PROBLEM DESCRIPTION >> Copy out all the lines where "this" shows up.

--- START RAW RECORDS ---

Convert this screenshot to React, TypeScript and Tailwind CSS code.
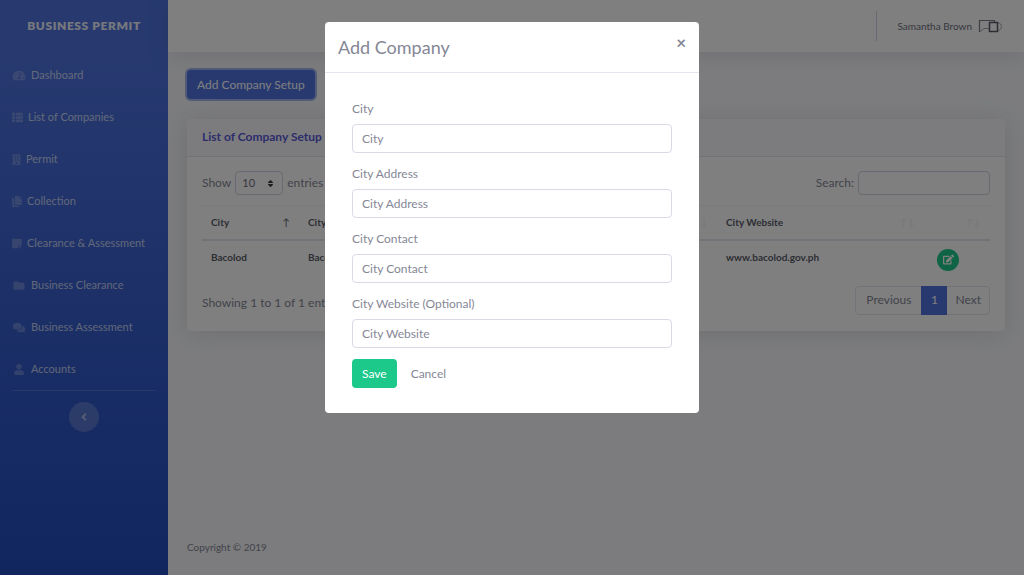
import { useState } from 'react';
import {
  FaAngleLeft,
  FaBuilding,
  FaComments,
  FaCopy,
  FaEdit,
  FaFolder,
  FaSort,
  FaStickyNote,
  FaTachometerAlt,
  FaThList,
  FaUser,
} from 'react-icons/fa';

const navItems = [
  { label: 'Dashboard', icon: FaTachometerAlt, iconWidth: 'w-3.5' },
  { label: 'List of Companies', icon: FaThList, iconWidth: 'w-[11px]' },
  { label: 'Permit', icon: FaBuilding, iconWidth: 'w-[9px]' },
  { label: 'Collection', icon: FaCopy, iconWidth: 'w-2.5' },
  { label: 'Clearance & Assessment', icon: FaStickyNote, iconWidth: 'w-2.5' },
  { label: 'Business Clearance', icon: FaFolder, iconWidth: 'w-3.5' },
  { label: 'Business Assessment', icon: FaComments, iconWidth: 'w-3.5' },
  { label: 'Accounts', icon: FaUser, iconWidth: 'w-3.5' },
];

const columns = [
  { label: 'City', width: 'w-[97px]' },
  { label: 'City Address', width: '' },
  { label: 'City Contact', width: '' },
  { label: 'City Website', width: 'w-[207px]' },
  { label: '', width: 'w-[66px]' },
];

const companies = [
  { city: 'Bacolod', address: 'Bacolod City', contact: '', website: 'www.bacolod.gov.ph' },
];

const fields = [
  { id: 'city', label: 'City', placeholder: 'City' },
  { id: 'address', label: 'City Address', placeholder: 'City Address' },
  { id: 'contact', label: 'City Contact', placeholder: 'City Contact' },
  { id: 'website', label: 'City Website (Optional)', placeholder: 'City Website' },
];

function Sidebar() {
  return (
    <aside className="flex w-42 shrink-0 flex-col bg-linear-to-b from-[#4e73df] from-10% to-[#224abe]">
      <a
        href="#"
        className="flex h-13 items-center justify-center text-[12px] font-extrabold tracking-wider text-white/90 uppercase"
      >
        Business Permit
      </a>
      <nav className="flex flex-col pt-0.5">
        {navItems.map(({ label, icon: Icon, iconWidth }) => (
          <a key={label} href="#" className="flex h-[42px] items-center gap-[5px] pl-3 text-[11px] text-white/70">
            <Icon className={`h-[11px] text-white/25 ${iconWidth}`} />
            <span>{label}</span>
          </a>
        ))}
      </nav>
      <hr className="mx-3 border-white/15" />
      <button
        type="button"
        aria-label="Collapse sidebar"
        className="mt-[11px] flex size-[30px] items-center justify-center self-center rounded-full bg-white/20 text-[12px] text-white/50"
      >
        <FaAngleLeft />
      </button>
    </aside>
  );
}

function Topbar() {
  return (
    <header className="flex h-13 items-center justify-end bg-white pr-[22px] shadow-[0_2px_22px_rgba(58,59,69,0.15)]">
      <div className="h-[30px] border-l border-[#d1d3e2]" />
      <a href="#" className="ml-5 flex items-center gap-1.5 text-[10px] text-[#6e707e]">
        <span>Samantha Brown</span>
        <svg viewBox="0 0 24 16" className="h-4 w-6" fill="none" stroke="#7d7f8b">
          <path d="M1.500 14V2.500h15V5" strokeWidth="1.200" />
          <path d="M2 13.500l4-3h5" strokeWidth="1" opacity="0.7" />
          <rect x="11.500" y="4.500" width="8" height="9" stroke="#5a5c69" strokeWidth="1.500" />
          <path d="M20 4.500q3.500 1 3.500 4t-3.500 4.500" strokeWidth="1" opacity="0.6" />
        </svg>
      </a>
    </header>
  );
}

function CompanyTable() {
  return (
    <table className="mt-2.5 w-full table-fixed border-t border-[#f4f5fa] text-left text-[10px] leading-4 text-[#5a5c69]">
      <thead>
        <tr className="h-[34px] border-b-2 border-[#e3e6f0]">
          {columns.map((column, index) => (
            <th key={column.label} className={`px-[9px] font-bold ${column.width}`}>
              <span className="flex justify-between">
                {column.label}
                <span className={index === 0 ? 'font-normal' : 'ml-auto font-normal opacity-10'}>
                  {index === 0 ? '↑' : '↑↓'}
                </span>
              </span>
            </th>
          ))}
        </tr>
      </thead>
      <tbody>
        {companies.map((company) => (
          <tr key={company.city} className="align-top font-bold">
            <td className="px-[9px] py-2">{company.city}</td>
            <td className="px-[9px] py-2">{company.address}</td>
            <td className="px-[9px] py-2">{company.contact}</td>
            <td className="px-[9px] py-2">{company.website}</td>
            <td className="px-[9px] py-2">
              <button
                type="button"
                aria-label="Edit company"
                className="ml-1 flex size-[22px] items-center justify-center rounded-full bg-[#1cc88a] text-[11px] text-white"
              >
                <FaEdit />
              </button>
            </td>
          </tr>
        ))}
      </tbody>
    </table>
  );
}

function CompanyCard() {
  return (
    <section className="mt-5 rounded-sm bg-white shadow-[0_2px_22px_rgba(58,59,69,0.15)]">
      <h2 className="flex h-[38px] items-center rounded-t-sm border-b border-[#e3e6f0] bg-[#f8f9fc] px-[15px] pb-0.5 text-[12px] font-bold text-[#5a5ad8]">
        List of Company Setup
      </h2>
      <div className="px-[15px] pt-3.5 pb-4">
        <div className="flex h-6 items-center justify-between">
          <label className="flex items-center gap-1">
            Show
            <span className="relative flex items-center">
              <select className="h-6 w-12 appearance-none rounded-sm border border-[#d1d3e2] bg-white pl-1.5 text-[11px] text-[#6e707e]">
                <option>10</option>
                <option>25</option>
              </select>
              <FaSort className="pointer-events-none absolute right-2 text-[9px] text-[#3a3b45]" />
            </span>
            entries
          </label>
          <label className="flex items-center gap-1">
            Search:
            <input type="search" className="h-6 w-[132px] rounded-sm border border-[#d1d3e2] px-2 text-[11px]" />
          </label>
        </div>
        <CompanyTable />
        <div className="mt-[7px] flex items-center justify-between">
          <p className="pt-1.5">Showing 1 to 1 of 1 entries</p>
          <nav className="flex h-[29px] rounded-sm border border-[#e3e6f0]">
            <button type="button" className="px-2.5">
              Previous
            </button>
            <button type="button" className="-my-px w-[26px] bg-[#4e73df] text-white">
              1
            </button>
            <button type="button" className="px-2">
              Next
            </button>
          </nav>
        </div>
      </div>
    </section>
  );
}

function AddCompanyModal({ onClose }: { onClose: () => void }) {
  return (
    <div className="fixed inset-0 overflow-y-auto bg-black/50 pt-[22px]">
      <div
        role="dialog"
        aria-modal="true"
        aria-labelledby="modal-title"
        className="mx-auto max-w-[374px] rounded-sm bg-white"
      >
        <div className="flex h-[51px] items-start justify-between border-b border-[#e3e6f0] px-[13px] pt-[11px]">
          <h1 id="modal-title" className="text-[18px] leading-7">
            Add Company
          </h1>
          <button type="button" aria-label="Close" onClick={onClose} className="text-[17px] leading-5 font-bold">
            ×
          </button>
        </div>
        <form className="px-[27px] pt-[26px] pb-[25px]" onSubmit={(event) => event.preventDefault()}>
          {fields.map((field) => (
            <div key={field.id} className="mb-[11px]">
              <label htmlFor={field.id} className="mb-[5px] block leading-5">
                {field.label}
              </label>
              <input
                id={field.id}
                type="text"
                placeholder={field.placeholder}
                className="block h-[29px] w-full rounded-sm border border-[#d8dae6] px-[9px] text-[#6e707e] placeholder:text-[#858796]"
              />
            </div>
          ))}
          <div className="flex gap-1">
            <button type="submit" className="h-[29px] rounded-sm bg-[#1cc88a] px-2.5 text-white">
              Save
            </button>
            <button type="button" onClick={onClose} className="h-[29px] px-2.5">
              Cancel
            </button>
          </div>
        </form>
      </div>
    </div>
  );
}

export default function App() {
  const [isModalOpen, setIsModalOpen] = useState(true);

  return (
    <div className="flex min-h-screen bg-[#f8f9fc] font-[Lato,'Open_Sans',sans-serif] text-[12px] text-[#858796]">
      <Sidebar />
      <div className="flex min-w-0 flex-1 flex-col">
        <Topbar />
        <main className="flex-1 px-[19px] pt-[18px]">
          <button
            type="button"
            onClick={() => setIsModalOpen(true)}
            className="block h-[29px] rounded-sm bg-[#4e73df] px-2.5 text-white ring-2 ring-[#4e73df]/50"
          >
            Add Company Setup
          </button>
          <CompanyCard />
        </main>
        <footer className="flex h-14 items-center px-[19px] text-[10px]">Copyright © 2019</footer>
      </div>
      {isModalOpen ? <AddCompanyModal onClose={() => setIsModalOpen(false)} /> : null}
    </div>
  );
}
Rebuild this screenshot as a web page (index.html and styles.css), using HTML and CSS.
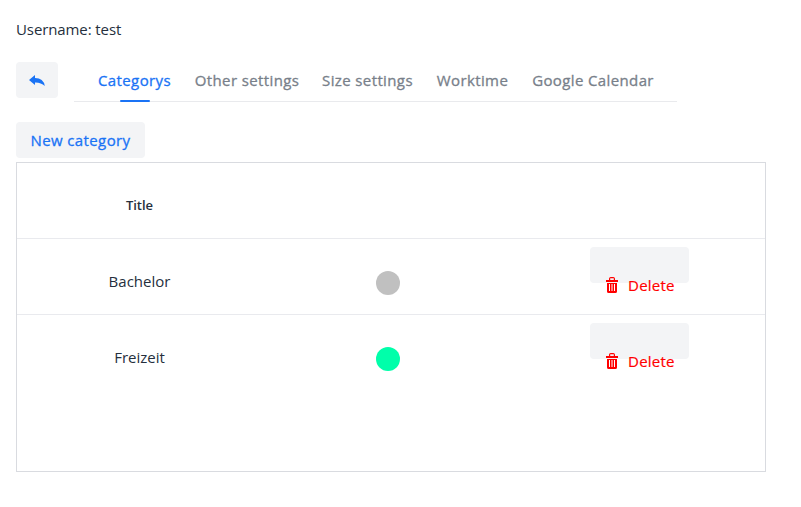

--- END RAW RECORDS ---

CORRECT RESULT >>
Convert this screenshot to React, TypeScript and Tailwind CSS code.
Rebuild this screenshot as a web page (index.html and styles.css), using HTML and CSS.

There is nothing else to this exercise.